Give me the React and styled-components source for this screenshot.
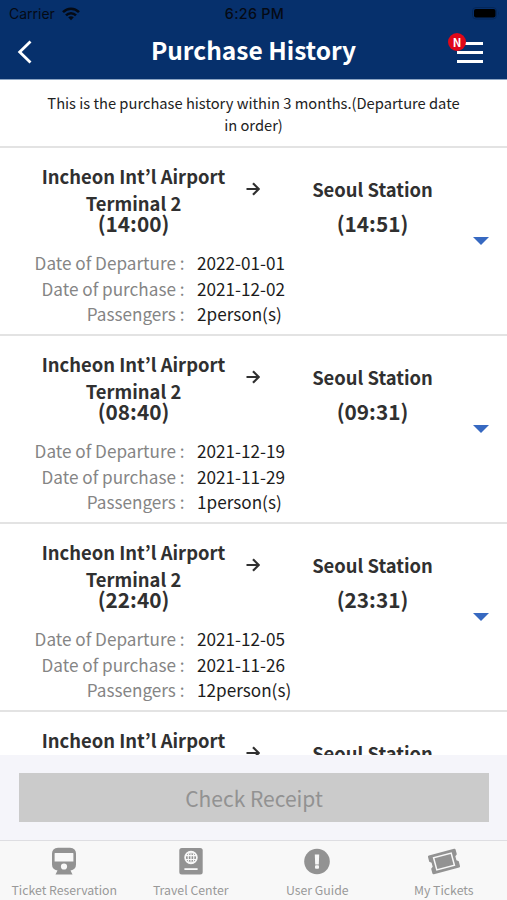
import React from 'react';
import styled, { createGlobalStyle } from 'styled-components';

const trips = [
  { departs: '14:00', arrives: '14:51', departure: '2022-01-01', purchase: '2021-12-02', passengers: 2 },
  { departs: '08:40', arrives: '09:31', departure: '2021-12-19', purchase: '2021-11-29', passengers: 1 },
  { departs: '22:40', arrives: '23:31', departure: '2021-12-05', purchase: '2021-11-26', passengers: 12 },
];

const WifiIcon = () => (
  <svg width="18" height="14" viewBox="0 0 18 14" fill="none" stroke="#050a14" strokeWidth="2.5">
    <path d="M1 5.2C5.5 0.6 12.5 0.6 17 5.2" />
    <path d="M4 8.3C6.9 5.4 11.1 5.4 14 8.3" />
    <path d="M6.2 10.2C7.8 8.8 10.2 8.8 11.8 10.2L9 13.2Z" fill="#050a14" stroke="none" />
  </svg>
);

const BatteryIcon = () => (
  <svg width="28" height="13" viewBox="0 0 28 13">
    <rect x="0.5" y="0.5" width="24" height="11.5" rx="3.5" fill="none" stroke="#04275a" />
    <rect x="2" y="2" width="21.5" height="8.5" rx="2" fill="#000000" />
    <path d="M26 4.2Q27.6 6.2 26 8.2Z" fill="#04275a" />
  </svg>
);

const BackIcon = () => (
  <svg width="16" height="24" viewBox="0 0 16 24" fill="none" stroke="#fff" strokeWidth="2.8">
    <path d="M14.5 1.4L3.7 12L14.5 22.6" />
  </svg>
);

const ArrowIcon = () => (
  <svg width="14" height="14" viewBox="0 0 14 14" fill="none" stroke="#303030" strokeWidth="2.2">
    <path d="M0.5 7H12.5M7 1.2L12.7 7L7 12.8" />
  </svg>
);

const TrainIcon = () => (
  <svg width="26" height="28" viewBox="0 0 26 28">
    <path
      fill="#929292"
      fillRule="evenodd"
      d="M7 0.8H19Q25 1.4 25 6.5V17.5Q25 22.6 19.5 23.6L21.5 27.5H4.5L6.5 23.6Q1 22.6 1 17.5V6.5Q1 1.4 7 0.8ZM4 6Q3.6 6 3.6 6.4V14.6H22.4V6.4Q22.4 6 22 6ZM13 16.4A3.1 3.1 0 1 0 13 22.6A3.1 3.1 0 1 0 13 16.4Z"
    />
  </svg>
);

const PassportIcon = () => (
  <svg width="24" height="28" viewBox="0 0 24 28" fill="none" stroke="#f8f8f8">
    <rect x="0.3" y="1" width="23.4" height="26.5" rx="2.5" fill="#929292" stroke="none" />
    <circle cx="12" cy="10.5" r="5.9" strokeWidth="1.7" />
    <ellipse cx="12" cy="10.5" rx="2.8" ry="5.9" strokeWidth="1.2" />
    <path d="M6 8.6H18M6 12.5H18M12 4.5V16.5" strokeWidth="1.2" />
    <path d="M5.4 22.1H18.6" strokeWidth="1.8" />
  </svg>
);

const GuideIcon = () => (
  <svg width="26" height="28" viewBox="0 0 26 28">
    <circle cx="13" cy="14.5" r="12.8" fill="#929292" />
    <path d="M10.8 7.5H15.2L14.8 17.4H11.2Z" fill="#f8f8f8" />
    <rect x="11" y="18.3" width="4" height="3.5" rx="1" fill="#f8f8f8" />
  </svg>
);

const TicketIcon = () => (
  <svg width="34" height="28" viewBox="0 0 34 28">
    <g transform="rotate(-15 17 14.5)">
      <path
        fill="#929292"
        d="M4 4.8H30Q31.3 4.8 31.3 6.1V10.8L29.3 12.4V16.6L31.3 18.2V22.9Q31.3 24.2 30 24.2H4Q2.7 24.2 2.7 22.9V18.2L4.7 16.6V12.4L2.7 10.8V6.1Q2.7 4.8 4 4.8Z"
      />
      <rect x="7.9" y="8.2" width="18.2" height="12.6" fill="none" stroke="#f8f8f8" strokeWidth="1.5" />
    </g>
  </svg>
);

const tabs = [
  { label: 'Ticket Reservation', Icon: TrainIcon },
  { label: 'Travel Center', Icon: PassportIcon },
  { label: 'User Guide', Icon: GuideIcon },
  { label: 'My Tickets', Icon: TicketIcon },
];

const Trip = ({ trip }) => (
  <TripItem>
    <Route>
      <Stop>
        <Station>Incheon Int’l Airport Terminal 2</Station>
        <Time>({trip.departs})</Time>
      </Stop>
      <ArrowCell><ArrowIcon /></ArrowCell>
      <Stop>
        <Station $single>Seoul Station</Station>
        <Time>({trip.arrives})</Time>
      </Stop>
      <ExpandButton type="button" aria-label="Expand">
        <svg width="16" height="8" viewBox="0 0 16 8"><path d="M0 0H16L8 8Z" fill="#3769c1" /></svg>
      </ExpandButton>
    </Route>
    <Details>
      <dt>Date of Departure :</dt>
      <dd>{trip.departure}</dd>
      <dt>Date of purchase :</dt>
      <dd>{trip.purchase}</dd>
      <dt>Passengers :</dt>
      <dd>{trip.passengers}person(s)</dd>
    </Details>
  </TripItem>
);

const App = () => (
  <Screen>
    <GlobalStyle />
    <Header>
      <StatusBar>
        <Carrier>
          Carrier
          <WifiIcon />
        </Carrier>
        <Clock>6:26 PM</Clock>
        <BatteryCell><BatteryIcon /></BatteryCell>
      </StatusBar>
      <TitleBar>
        <IconButton type="button" aria-label="Back"><BackIcon /></IconButton>
        <Title>Purchase History</Title>
        <MenuButton type="button" aria-label="Menu">
          <MenuLine />
          <MenuLine />
          <MenuLine />
          <Badge>N</Badge>
        </MenuButton>
      </TitleBar>
    </Header>
    <Notice>This is the purchase history within 3 months.(Departure date in order)</Notice>
    <TripList>
      {trips.map((trip) => <Trip key={trip.departure} trip={trip} />)}
      {/* the next trip only peeks out above the receipt bar */}
      <Route $peek>
        <Stop><Station $peek>Incheon Int’l Airport</Station></Stop>
        <ArrowCell><ArrowIcon /></ArrowCell>
        <Stop><Station $single>Seoul Station</Station></Stop>
      </Route>
    </TripList>
    <ReceiptBar>
      <ReceiptButton type="button" disabled>Check Receipt</ReceiptButton>
    </ReceiptBar>
    <TabBar>
      {tabs.map(({ label, Icon }) => (
        <Tab key={label}>
          <Icon />
          <TabLabel>{label}</TabLabel>
        </Tab>
      ))}
    </TabBar>
  </Screen>
);

const GlobalStyle = createGlobalStyle`
  * {
    box-sizing: border-box;
  }
  body {
    margin: 0;
    font-family: "Noto Sans CJK KR", "Noto Sans", sans-serif;
  }
  button {
    padding: 0;
    border: 0;
    background: none;
    font-family: inherit;
  }
  svg {
    display: block;
    flex-shrink: 0;
  }
`;

const Screen = styled.div`
  display: flex;
  flex-direction: column;
  width: 507px;
  height: 900px;
  overflow: hidden;
  background-color: #ffffff;
`;

const Header = styled.header`
  flex: none;
  height: 80px;
  background-color: #06306c;
  border-bottom: 1px solid #8da5c4;
`;

const StatusBar = styled.div`
  display: grid;
  grid-template-columns: 1fr auto 1fr;
  align-items: center;
  height: 27px;
  padding: 0 7px 0 9px;
  font-family: Inter, sans-serif;
  font-size: 14px;
  color: #050a14;
`;

const Carrier = styled.div`
  display: flex;
  align-items: center;
  gap: 7px;
`;

const Clock = styled.div`
  font-size: 14.3px;
  font-weight: 500;
  letter-spacing: 0.3px;
`;

const BatteryCell = styled.div`
  justify-self: end;
`;

const TitleBar = styled.div`
  display: grid;
  grid-template-columns: 60px 1fr 60px;
  align-items: center;
  height: 50px;
`;

const IconButton = styled.button`
  padding-left: 16px;
`;

const Title = styled.h1`
  margin: 0;
  padding-bottom: 5px;
  font-size: 24.5px;
  font-weight: 700;
  line-height: 44px;
  text-align: center;
  color: #ffffff;
`;

const MenuButton = styled.button`
  position: relative;
  display: flex;
  flex-direction: column;
  gap: 6px;
  width: 26px;
  margin-left: 10px;
`;

const MenuLine = styled.span`
  width: 26px;
  height: 3px;
  background-color: #ffffff;
`;

const Badge = styled.span`
  position: absolute;
  top: -9px;
  left: -9px;
  width: 18px;
  height: 18px;
  border-radius: 50%;
  background-color: #df0718;
  font-size: 11.5px;
  font-weight: 700;
  line-height: 18px;
  text-align: center;
  color: #ffffff;
`;

const Notice = styled.p`
  flex: none;
  height: 68px;
  margin: 0;
  padding: 12px 40px 0;
  border-bottom: 2px solid #e3e3e3;
  font-size: 14.7px;
  line-height: 21.6px;
  text-align: center;
  color: #222222;
`;

const TripList = styled.div`
  flex: 1;
  min-height: 0;
  overflow: hidden;
`;

const TripItem = styled.section`
  height: 188px;
  padding-top: 15px;
  border-bottom: 2px solid #e3e3e3;
`;

const Route = styled.div`
  display: grid;
  grid-template-columns: 211px 28px 211px 29px;
  height: 87px;
  margin-top: ${(props) => (props.$peek ? '15px' : 0)};
  padding-left: 28px;
`;

const Stop = styled.div`
  display: flex;
  flex-direction: column;
  align-items: center;
  text-align: center;
  color: #303030;
`;

const Station = styled.div`
  display: flex;
  align-items: center;
  justify-content: center;
  width: 190px;
  height: ${(props) => (props.$peek ? '27px' : '54px')};
  padding-bottom: ${(props) => (props.$single ? '2px' : 0)};
  font-size: 18.4px;
  font-weight: 700;
  line-height: 27px;
`;

const Time = styled.div`
  font-size: 20.8px;
  font-weight: 700;
  line-height: 12px;
`;

const ArrowCell = styled.div`
  display: flex;
  justify-content: center;
  padding-top: 19px;
`;

const ExpandButton = styled.button`
  align-self: end;
  width: 16px;
  margin: 0 0 5px -5px;
`;

const Details = styled.dl`
  display: grid;
  grid-template-columns: 184.5px 1fr;
  grid-auto-rows: 25.6px;
  column-gap: 12.5px;
  margin: 0;
  font-size: 17.15px;
  line-height: 25.6px;

  dt {
    text-align: right;
    color: #858585;
  }

  dd {
    margin: 0;
    color: #1c1c1c;
  }
`;

const ReceiptBar = styled.div`
  flex: none;
  height: 85px;
  padding: 18px 18px 0 19px;
  background-color: #f5f5fa;
`;

const ReceiptButton = styled.button`
  width: 100%;
  height: 49px;
  padding-top: 1px;
  background-color: #cbcbcb;
  font-size: 21px;
  line-height: 48px;
  color: #929292;
`;

const TabBar = styled.nav`
  display: grid;
  grid-template-columns: repeat(4, 1fr);
  flex: none;
  height: 60px;
  padding-left: 1px;
  border-top: 1px solid #dedee2;
  background-color: #f8f8f8;
`;

const Tab = styled.div`
  display: flex;
  flex-direction: column;
  align-items: center;
  padding-top: 6px;
`;

const TabLabel = styled.span`
  margin-top: 6px;
  font-size: 12.3px;
  line-height: 18px;
  white-space: nowrap;
  color: #999999;
`;

export default App;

+===+

- **What the task asks**
Count how many lines in the data above hold the string "components", and give the number with no other words.

- **Solved exercise**
2